Buying it for my fancy new iPad, I had another fun discovery. Magazines seem to pretty much cost the same whether you subscribe via iPad or print - which seems stupid - but the virtual copy of the book was actually a few dollars cheaper.
With a tap of my index finger, the book opened on the screen. A few impatient strokes to the left of the screen got me to the first page, and I started reading. I read a little, and checked my email. I read a little more and checked my Facebook. I browsed over websites. I looked for a cover of Phil Collins' "Against all Odds" on YouTube (I know). I considered signing up for Netflix. I read a little more. Then I put it down and proceeded to forget I owned it.
Then my friend and coworker Kat pulled out her iPad, and started teaching me the ways of the force. She showed me "Project" the magazine designed specifically for the iPad medium.
A pocket-sized Jeff Bridges strolled across the screen. Propped on my desk, it looked like a six-inch version of the famed actor was actually standing there.
"Jeff Bridges is standing on my desk," I said, eyes fastened on the Dude.
Kat opened a book, "A Passion for Books."

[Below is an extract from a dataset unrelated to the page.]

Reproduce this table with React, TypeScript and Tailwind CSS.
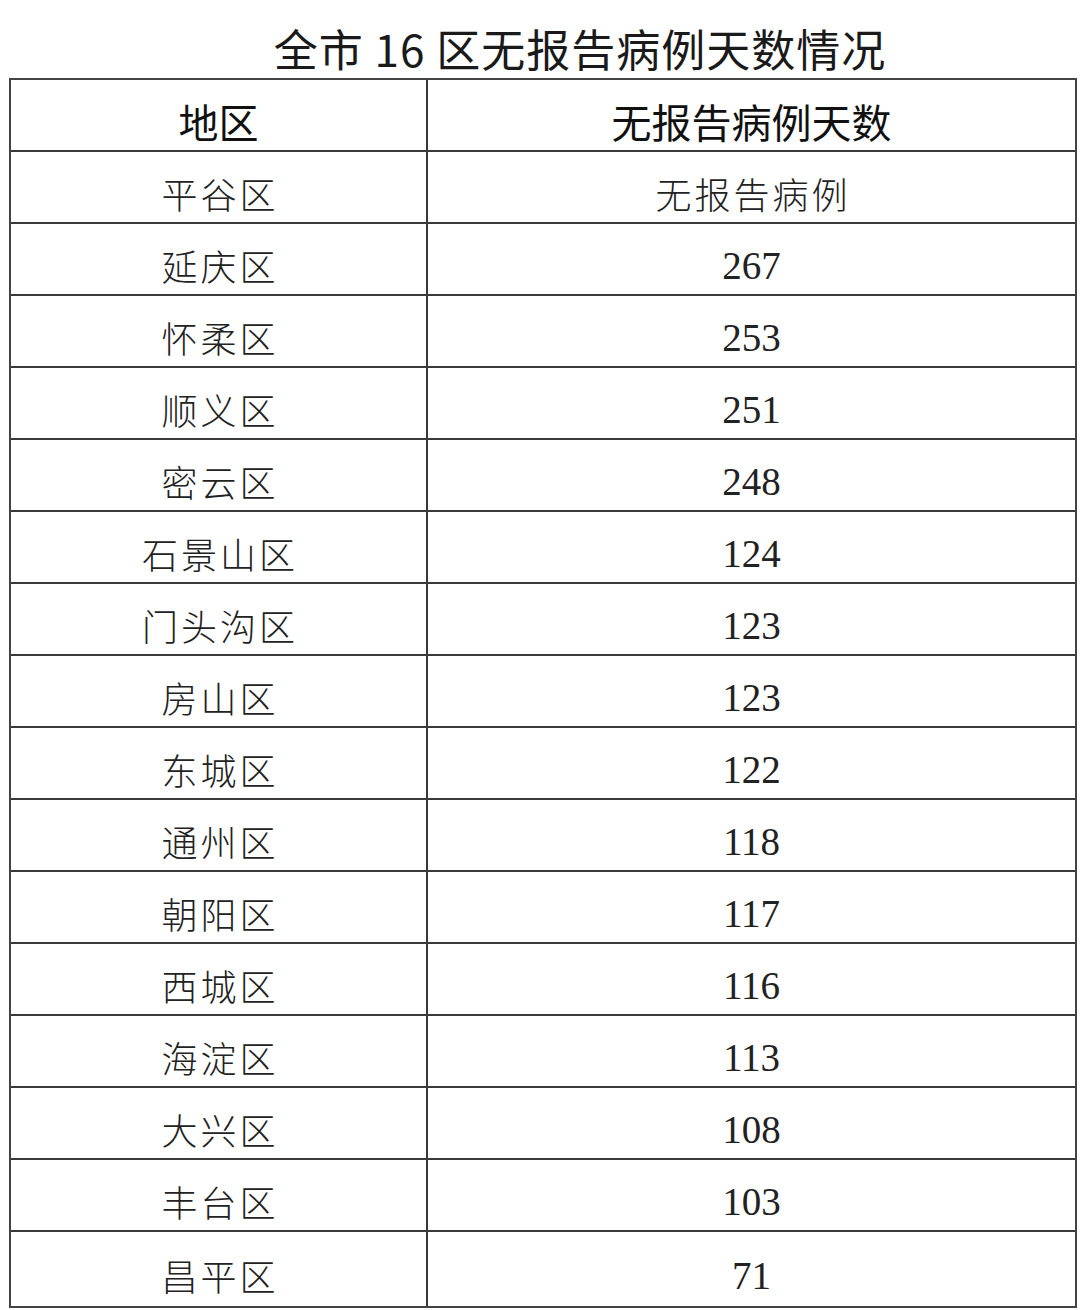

"Look at this. You can see what other people's favorite passages are. You can highlight and take notes. It's really cool," she said, sliding her hand rapidly across the screen.
The thing is, Kat is as big a book nut as I am, maybe more so. I asked her how a fellow booklover can support something that might endanger the book.
She laughed at me.
"The words are the same, dear. That's what matters," she said.
She still loves books, still buys books, she said, but the iPad lets her travel with 400 books in tow.
"Even if you read 'Anna Karenina' on an iPad, it's still 'Anna Karenina'."
Kicking this around in my head, it made a certain kind of sense. Maybe the iPad wasn't the enemy, the alien invader. She had a point.
I downloaded "Anna Karenina" and studied the famed opening line. It's one of my favorites.
"Happy families are all alike; every unhappy family is unhappy in its own way," I read.
To my surprise, even on a screen I wanted to keep reading. I leaned back in my chair and started reading. It was still "Anna Karenina."